**JOB:** Return each line of the listing below, unchanged, and omit the images.

**DATA:**
......

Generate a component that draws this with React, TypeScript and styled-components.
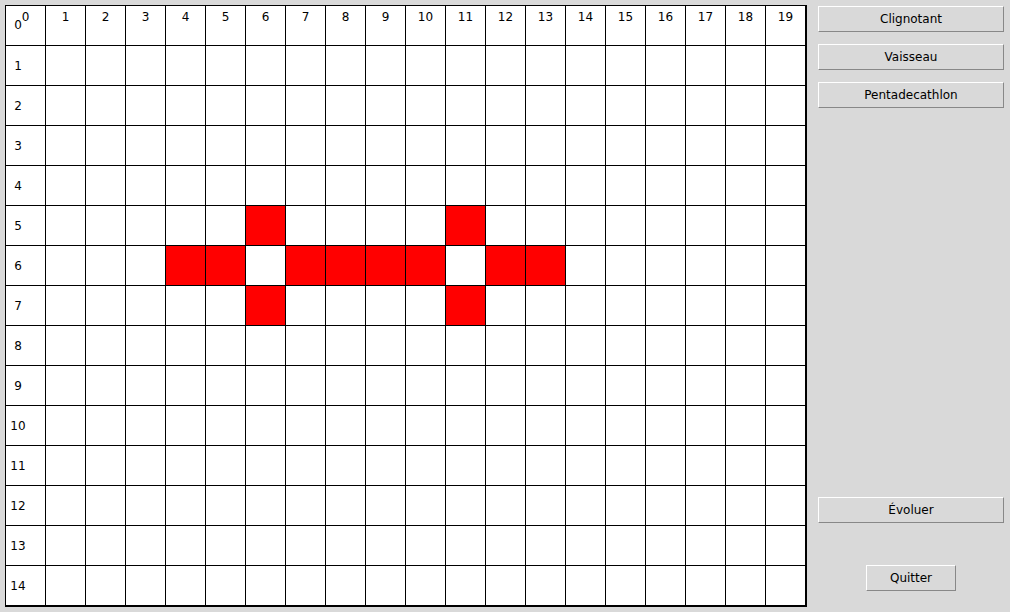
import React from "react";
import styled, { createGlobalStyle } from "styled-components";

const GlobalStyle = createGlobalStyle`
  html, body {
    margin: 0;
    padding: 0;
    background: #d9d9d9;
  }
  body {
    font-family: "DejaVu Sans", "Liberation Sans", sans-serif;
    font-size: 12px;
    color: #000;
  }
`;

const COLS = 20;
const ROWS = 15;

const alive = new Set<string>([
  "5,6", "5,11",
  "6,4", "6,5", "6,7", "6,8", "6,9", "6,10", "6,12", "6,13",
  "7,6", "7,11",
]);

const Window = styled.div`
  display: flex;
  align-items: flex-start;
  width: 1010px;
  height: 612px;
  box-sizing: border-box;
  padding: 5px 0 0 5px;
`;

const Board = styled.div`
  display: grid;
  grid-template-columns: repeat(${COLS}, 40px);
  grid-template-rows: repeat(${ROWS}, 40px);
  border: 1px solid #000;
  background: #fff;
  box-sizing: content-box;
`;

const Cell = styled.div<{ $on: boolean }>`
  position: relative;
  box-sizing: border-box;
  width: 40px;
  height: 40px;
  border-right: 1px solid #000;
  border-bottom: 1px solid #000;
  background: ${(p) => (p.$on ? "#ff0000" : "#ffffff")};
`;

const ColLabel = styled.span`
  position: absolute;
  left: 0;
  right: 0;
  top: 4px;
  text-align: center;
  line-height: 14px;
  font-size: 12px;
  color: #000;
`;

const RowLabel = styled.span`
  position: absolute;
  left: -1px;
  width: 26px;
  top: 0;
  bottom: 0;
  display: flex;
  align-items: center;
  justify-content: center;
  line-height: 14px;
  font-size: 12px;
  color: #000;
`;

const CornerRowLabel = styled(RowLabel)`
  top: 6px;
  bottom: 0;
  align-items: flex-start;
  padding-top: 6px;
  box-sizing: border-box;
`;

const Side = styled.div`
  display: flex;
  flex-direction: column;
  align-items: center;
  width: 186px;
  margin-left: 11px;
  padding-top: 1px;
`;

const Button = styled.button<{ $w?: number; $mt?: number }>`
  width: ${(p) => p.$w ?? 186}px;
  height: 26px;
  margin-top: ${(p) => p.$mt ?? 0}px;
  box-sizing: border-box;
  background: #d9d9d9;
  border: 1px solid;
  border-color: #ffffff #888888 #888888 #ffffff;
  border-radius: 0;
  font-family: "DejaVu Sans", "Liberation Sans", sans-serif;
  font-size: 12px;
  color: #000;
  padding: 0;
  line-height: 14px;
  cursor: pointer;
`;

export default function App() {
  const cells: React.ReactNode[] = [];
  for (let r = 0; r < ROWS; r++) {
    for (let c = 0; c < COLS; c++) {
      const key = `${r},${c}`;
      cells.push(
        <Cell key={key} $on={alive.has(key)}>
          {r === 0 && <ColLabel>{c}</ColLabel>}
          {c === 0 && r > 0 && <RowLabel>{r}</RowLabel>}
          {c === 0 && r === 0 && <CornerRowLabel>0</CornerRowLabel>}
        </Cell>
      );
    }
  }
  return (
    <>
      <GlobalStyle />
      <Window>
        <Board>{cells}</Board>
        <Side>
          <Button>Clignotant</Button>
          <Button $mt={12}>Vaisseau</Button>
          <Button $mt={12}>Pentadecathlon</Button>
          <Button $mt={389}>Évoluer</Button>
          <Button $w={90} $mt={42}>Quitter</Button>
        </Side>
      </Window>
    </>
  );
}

......

**EXERCISE RESULT:**
Generate a component that draws this with React, TypeScript and styled-components.
import React from "react";
import styled, { createGlobalStyle } from "styled-components";

const GlobalStyle = createGlobalStyle`
  html, body {
    margin: 0;
    padding: 0;
    background: #d9d9d9;
  }
  body {
    font-family: "DejaVu Sans", "Liberation Sans", sans-serif;
    font-size: 12px;
    color: #000;
  }
`;

const COLS = 20;
const ROWS = 15;

const alive = new Set<string>([
  "5,6", "5,11",
  "6,4", "6,5", "6,7", "6,8", "6,9", "6,10", "6,12", "6,13",
  "7,6", "7,11",
]);

const Window = styled.div`
  display: flex;
  align-items: flex-start;
  width: 1010px;
  height: 612px;
  box-sizing: border-box;
  padding: 5px 0 0 5px;
`;

const Board = styled.div`
  display: grid;
  grid-template-columns: repeat(${COLS}, 40px);
  grid-template-rows: repeat(${ROWS}, 40px);
  border: 1px solid #000;
  background: #fff;
  box-sizing: content-box;
`;

const Cell = styled.div<{ $on: boolean }>`
  position: relative;
  box-sizing: border-box;
  width: 40px;
  height: 40px;
  border-right: 1px solid #000;
  border-bottom: 1px solid #000;
  background: ${(p) => (p.$on ? "#ff0000" : "#ffffff")};
`;

const ColLabel = styled.span`
  position: absolute;
  left: 0;
  right: 0;
  top: 4px;
  text-align: center;
  line-height: 14px;
  font-size: 12px;
  color: #000;
`;

const RowLabel = styled.span`
  position: absolute;
  left: -1px;
  width: 26px;
  top: 0;
  bottom: 0;
  display: flex;
  align-items: center;
  justify-content: center;
  line-height: 14px;
  font-size: 12px;
  color: #000;
`;

const CornerRowLabel = styled(RowLabel)`
  top: 6px;
  bottom: 0;
  align-items: flex-start;
  padding-top: 6px;
  box-sizing: border-box;
`;

const Side = styled.div`
  display: flex;
  flex-direction: column;
  align-items: center;
  width: 186px;
  margin-left: 11px;
  padding-top: 1px;
`;

const Button = styled.button<{ $w?: number; $mt?: number }>`
  width: ${(p) => p.$w ?? 186}px;
  height: 26px;
  margin-top: ${(p) => p.$mt ?? 0}px;
  box-sizing: border-box;
  background: #d9d9d9;
  border: 1px solid;
  border-color: #ffffff #888888 #888888 #ffffff;
  border-radius: 0;
  font-family: "DejaVu Sans", "Liberation Sans", sans-serif;
  font-size: 12px;
  color: #000;
  padding: 0;
  line-height: 14px;
  cursor: pointer;
`;

export default function App() {
  const cells: React.ReactNode[] = [];
  for (let r = 0; r < ROWS; r++) {
    for (let c = 0; c < COLS; c++) {
      const key = `${r},${c}`;
      cells.push(
        <Cell key={key} $on={alive.has(key)}>
          {r === 0 && <ColLabel>{c}</ColLabel>}
          {c === 0 && r > 0 && <RowLabel>{r}</RowLabel>}
          {c === 0 && r === 0 && <CornerRowLabel>0</CornerRowLabel>}
        </Cell>
      );
    }
  }
  return (
    <>
      <GlobalStyle />
      <Window>
        <Board>{cells}</Board>
        <Side>
          <Button>Clignotant</Button>
          <Button $mt={12}>Vaisseau</Button>
          <Button $mt={12}>Pentadecathlon</Button>
          <Button $mt={389}>Évoluer</Button>
          <Button $w={90} $mt={42}>Quitter</Button>
        </Side>
      </Window>
    </>
  );
}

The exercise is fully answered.